WHAT IS BEING ASKED – Retype the run of lines that opens with the line containing "Give me the" and closes with the line containing "import React from 'react';", exactly and inclusively, but skip the pictures.

===== DATA LINES =====

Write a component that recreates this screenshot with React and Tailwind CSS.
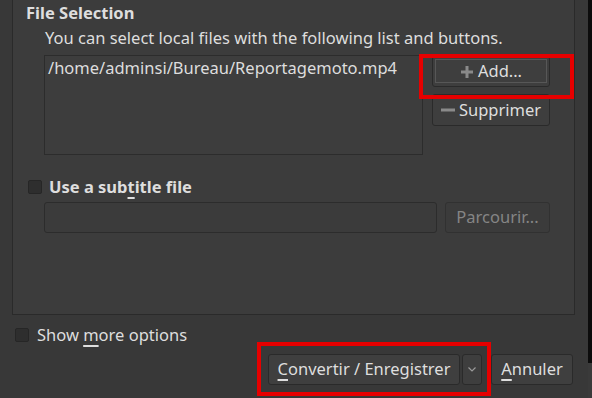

=====
===== DATA LINES =====

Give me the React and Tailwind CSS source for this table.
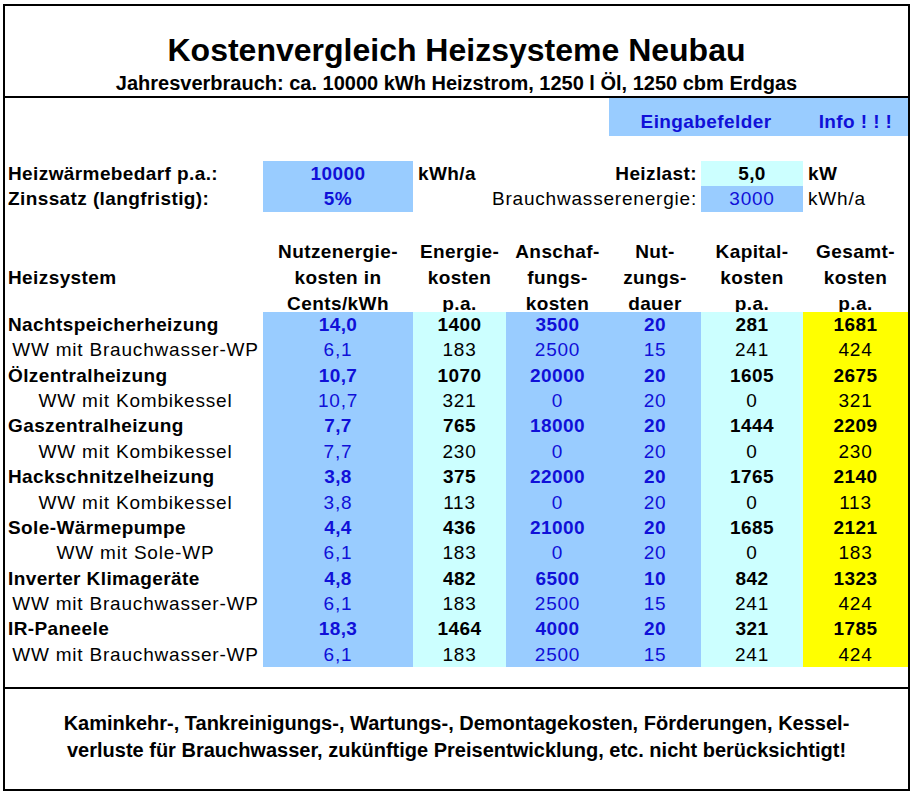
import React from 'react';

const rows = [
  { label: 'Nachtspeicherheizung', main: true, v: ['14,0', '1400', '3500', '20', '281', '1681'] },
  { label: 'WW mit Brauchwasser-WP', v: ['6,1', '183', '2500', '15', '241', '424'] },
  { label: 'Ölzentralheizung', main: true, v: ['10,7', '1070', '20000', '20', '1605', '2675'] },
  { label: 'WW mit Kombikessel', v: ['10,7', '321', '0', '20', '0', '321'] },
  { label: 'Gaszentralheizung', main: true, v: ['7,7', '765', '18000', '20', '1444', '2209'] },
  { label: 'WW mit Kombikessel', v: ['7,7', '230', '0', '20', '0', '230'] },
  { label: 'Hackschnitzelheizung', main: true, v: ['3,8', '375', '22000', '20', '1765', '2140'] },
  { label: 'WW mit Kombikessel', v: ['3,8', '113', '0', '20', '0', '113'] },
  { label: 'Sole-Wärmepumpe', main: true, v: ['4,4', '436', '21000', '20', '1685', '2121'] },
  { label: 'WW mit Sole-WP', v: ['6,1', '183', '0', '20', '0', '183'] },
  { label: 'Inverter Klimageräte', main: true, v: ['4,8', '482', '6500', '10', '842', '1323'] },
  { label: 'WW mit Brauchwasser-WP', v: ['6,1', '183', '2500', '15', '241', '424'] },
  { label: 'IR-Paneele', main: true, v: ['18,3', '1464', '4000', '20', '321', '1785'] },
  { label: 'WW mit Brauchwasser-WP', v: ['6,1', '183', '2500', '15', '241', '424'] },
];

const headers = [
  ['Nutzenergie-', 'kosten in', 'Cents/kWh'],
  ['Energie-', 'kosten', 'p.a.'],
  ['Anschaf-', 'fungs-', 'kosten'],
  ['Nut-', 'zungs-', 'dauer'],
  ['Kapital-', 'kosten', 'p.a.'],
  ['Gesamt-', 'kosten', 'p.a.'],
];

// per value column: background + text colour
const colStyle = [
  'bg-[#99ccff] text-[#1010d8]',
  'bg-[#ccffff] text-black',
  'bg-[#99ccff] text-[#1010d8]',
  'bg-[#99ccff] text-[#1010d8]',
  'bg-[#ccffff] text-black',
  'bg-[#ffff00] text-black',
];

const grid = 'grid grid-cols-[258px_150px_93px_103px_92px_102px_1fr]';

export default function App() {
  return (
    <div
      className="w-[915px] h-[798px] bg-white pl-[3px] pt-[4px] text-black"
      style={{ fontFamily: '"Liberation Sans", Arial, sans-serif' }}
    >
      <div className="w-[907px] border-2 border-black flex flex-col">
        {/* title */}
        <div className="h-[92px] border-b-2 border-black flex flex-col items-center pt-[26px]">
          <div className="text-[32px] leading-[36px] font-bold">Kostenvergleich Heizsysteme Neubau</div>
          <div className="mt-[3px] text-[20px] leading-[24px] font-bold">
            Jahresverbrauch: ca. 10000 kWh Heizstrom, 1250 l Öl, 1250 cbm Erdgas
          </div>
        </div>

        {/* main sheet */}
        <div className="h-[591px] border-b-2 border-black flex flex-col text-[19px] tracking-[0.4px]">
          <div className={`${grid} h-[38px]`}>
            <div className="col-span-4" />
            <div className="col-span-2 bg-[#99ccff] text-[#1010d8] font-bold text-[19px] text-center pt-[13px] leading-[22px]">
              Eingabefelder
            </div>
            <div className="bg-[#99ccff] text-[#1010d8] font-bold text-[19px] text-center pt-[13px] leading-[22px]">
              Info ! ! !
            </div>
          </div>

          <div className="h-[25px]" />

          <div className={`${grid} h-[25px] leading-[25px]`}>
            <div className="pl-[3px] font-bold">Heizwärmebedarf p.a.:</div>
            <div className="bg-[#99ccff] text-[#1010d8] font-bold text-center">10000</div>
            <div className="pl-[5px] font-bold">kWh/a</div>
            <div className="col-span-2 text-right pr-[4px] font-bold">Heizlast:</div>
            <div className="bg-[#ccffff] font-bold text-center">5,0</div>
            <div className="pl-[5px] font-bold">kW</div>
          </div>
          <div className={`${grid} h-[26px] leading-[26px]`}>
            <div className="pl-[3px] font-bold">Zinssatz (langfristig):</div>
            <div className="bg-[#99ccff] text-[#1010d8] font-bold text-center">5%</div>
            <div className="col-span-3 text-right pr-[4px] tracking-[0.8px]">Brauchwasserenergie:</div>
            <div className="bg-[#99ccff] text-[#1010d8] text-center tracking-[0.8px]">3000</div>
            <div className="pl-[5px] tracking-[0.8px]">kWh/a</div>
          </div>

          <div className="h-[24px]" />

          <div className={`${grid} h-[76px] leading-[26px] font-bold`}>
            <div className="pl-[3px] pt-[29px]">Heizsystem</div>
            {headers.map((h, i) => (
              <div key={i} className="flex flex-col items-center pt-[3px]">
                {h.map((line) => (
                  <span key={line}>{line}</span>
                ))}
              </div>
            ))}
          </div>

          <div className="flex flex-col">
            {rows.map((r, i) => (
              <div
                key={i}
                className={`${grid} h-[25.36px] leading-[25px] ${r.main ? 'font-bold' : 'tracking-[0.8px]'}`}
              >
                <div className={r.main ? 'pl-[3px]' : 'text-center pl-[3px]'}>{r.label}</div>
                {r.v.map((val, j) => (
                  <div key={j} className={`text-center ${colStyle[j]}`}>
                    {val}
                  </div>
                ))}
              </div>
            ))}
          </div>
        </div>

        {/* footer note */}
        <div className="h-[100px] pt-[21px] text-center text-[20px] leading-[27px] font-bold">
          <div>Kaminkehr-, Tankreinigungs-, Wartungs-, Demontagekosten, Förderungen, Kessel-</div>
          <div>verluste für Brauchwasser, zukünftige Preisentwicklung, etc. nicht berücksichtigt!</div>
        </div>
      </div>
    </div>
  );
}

=====

EXERCISE OUTPUT –
Give me the React and Tailwind CSS source for this table.
import React from 'react';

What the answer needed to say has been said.